The first step was quite strait forward, I glued 4 pieces of oak onto a thin piece of plywood. Then I sawed this into strips which I then glued back to each other, but with every strip rotated by 180 degrees. Of course I messed up, and the squares weren’t really squares. So I had to do the process again, and I ended up with smaller squares.

From the oak slab I had left over, I formed the outer edge of the board. Both parts were lowered into the mold I made from chipboard.

The base of the board in the mold.

Then it was time to mix the epoxy together with the glow-in-the dark dye, and pour the epoxy into the mold.

Epoxy poured and board clamped down.

The first lessons were learned at this stage.

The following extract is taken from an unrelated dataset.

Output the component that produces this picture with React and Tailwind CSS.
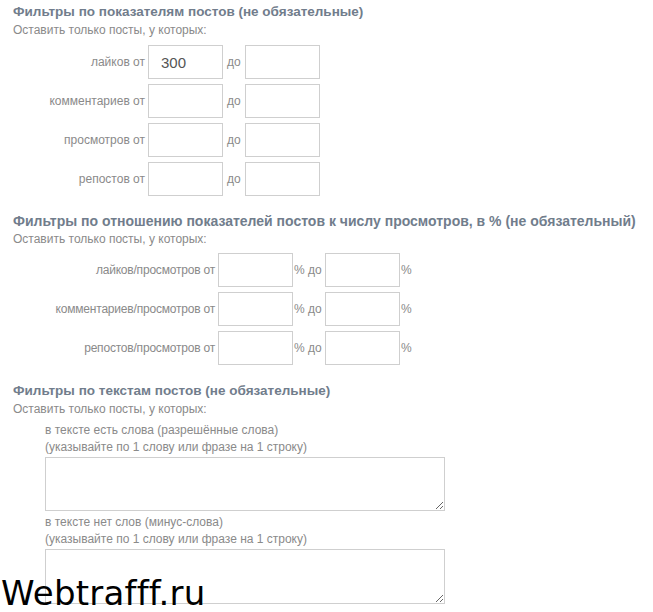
import React from "react";

const countRows = [
  { label: "лайков от", from: "300" },
  { label: "комментариев от", from: "" },
  { label: "просмотров от", from: "" },
  { label: "репостов от", from: "" },
];

const ratioRows = ["лайков/просмотров от", "комментариев/просмотров от", "репостов/просмотров от"];

function Box({ value }) {
  return (
    <input
      defaultValue={value}
      className="w-[75px] h-[34px] border border-[#cfcfcf] bg-white px-[12px] text-[15px] text-[#555] outline-none"
    />
  );
}

function Heading({ children, size = "text-[13.5px]" }) {
  return (
    <div className="pl-[13px]">
      <div className={size + " leading-[16px] font-bold text-[#717d8c] whitespace-nowrap"}>{children}</div>
      <div className="text-[12px] leading-[16px] mt-[2px] text-[#8a8a8a]">Оставить только посты, у которых:</div>
    </div>
  );
}

export default function App() {
  return (
    <div className="relative w-[653px] h-[612px] overflow-hidden bg-white font-['Liberation_Sans',Arial,sans-serif]">
      <div className="pt-[4px]">
        <Heading>Фильтры по показателям постов (не обязательные)</Heading>
        <div className="mt-[7px] flex flex-col gap-[5px]">
          {countRows.map((r) => (
            <div key={r.label} className="flex items-center h-[34px]">
              <div className="w-[145px] text-right text-[12px] text-[#8a8a8a]">{r.label}</div>
              <div className="ml-[3px]"><Box value={r.from} /></div>
              <div className="w-[22px] pl-[4px] text-[12px] text-[#8a8a8a]">до</div>
              <Box value="" />
            </div>
          ))}
        </div>
      </div>

      <div className="mt-[17px]">
        <Heading size="text-[14px]">Фильтры по отношению показателей постов к числу просмотров, в % (не обязательный)</Heading>
        <div className="mt-[6px] flex flex-col gap-[5px]">
          {ratioRows.map((label) => (
            <div key={label} className="flex items-center h-[34px]">
              <div className="w-[215px] text-right text-[12px] text-[#8a8a8a] tracking-[-0.2px]">{label}</div>
              <div className="ml-[3px]"><Box value="" /></div>
              <div className="w-[32px] pl-[1px] text-[12px] text-[#8a8a8a]">% до</div>
              <Box value="" />
              <div className="pl-[1px] text-[12px] text-[#8a8a8a]">%</div>
            </div>
          ))}
        </div>
      </div>

      <div className="mt-[18px]">
        <Heading>Фильтры по текстам постов (не обязательные)</Heading>
        <div className="pl-[45px] mt-[5px] text-[12px] leading-[16.5px] text-[#8a8a8a]">
          <div>в тексте есть слова (разрешённые слова)</div>
          <div>(указывайте по 1 слову или фразе на 1 строку)</div>
          <textarea className="block mt-[2px] w-[400px] h-[54px] border border-[#cfcfcf] bg-white outline-none" />
          <div className="mt-[3px]">в тексте нет слов (минус-слова)</div>
          <div>(указывайте по 1 слову или фразе на 1 строку)</div>
          <textarea className="block mt-[2px] w-[400px] h-[55px] border border-[#cfcfcf] bg-white outline-none" />
        </div>
      </div>

      <div className="absolute left-[1px] top-[576px] text-[34px] leading-[34px] text-black font-['DejaVu_Sans',sans-serif] tracking-[0.2px]">
        Webtrafff.ru
      </div>
    </div>
  );
}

LESSON 1: Secure the object with clamps. Wood is lighter than the epoxy liquid, so it will float. I had to clamp the inner part down, but of course the outer part as well. The metal bars were easy to remove, but the chipboard blocs were a bit harder. Note to self: epoxy is very strong glue!

LESSON 2: Do not forget to add a layer of release agent to the mold! I had planned to spray the mold with Vaseline, which prevents the epoxy from bonding with the mold, but in the heat of the moment I forgot. The sides came off quite easily nevertheless, but the bottom was a pita. Not only the plywood had to be routed out, but the chipboard as well. This meant I had to go knee-deep into sawdust.

Lots of sawdust.

After thicknessing and sanding the board came out quite nicely.

Finished board.
The unfinished base, without lighting fitted.

The next step was to create a pedestal or base of some kind, which would contain the UV-leds. At this point I decided to make the base large enough for chess-piece storage. The led-string was self-adhesive, applying these was quite easy.

Base with UV-leds

The top board fits neatly into the base, giving it a nice glow when the leds are on, and a nice afterglow when turned off.

LESSON 3: Make a test pour with the pigment powder to see how it turns out. I feel I didn’t use enough UV-powder.

The wood was finished with Osmo. This gives the board a nice protective outer layer, while still retaining the feel of the wood. It also darkens the oak a bit, which contrasts nicely with the epoxy.

The final product turned out really nice.

UV-light brightens up the epoxy.
In darkness the LED’s really brighten up the board.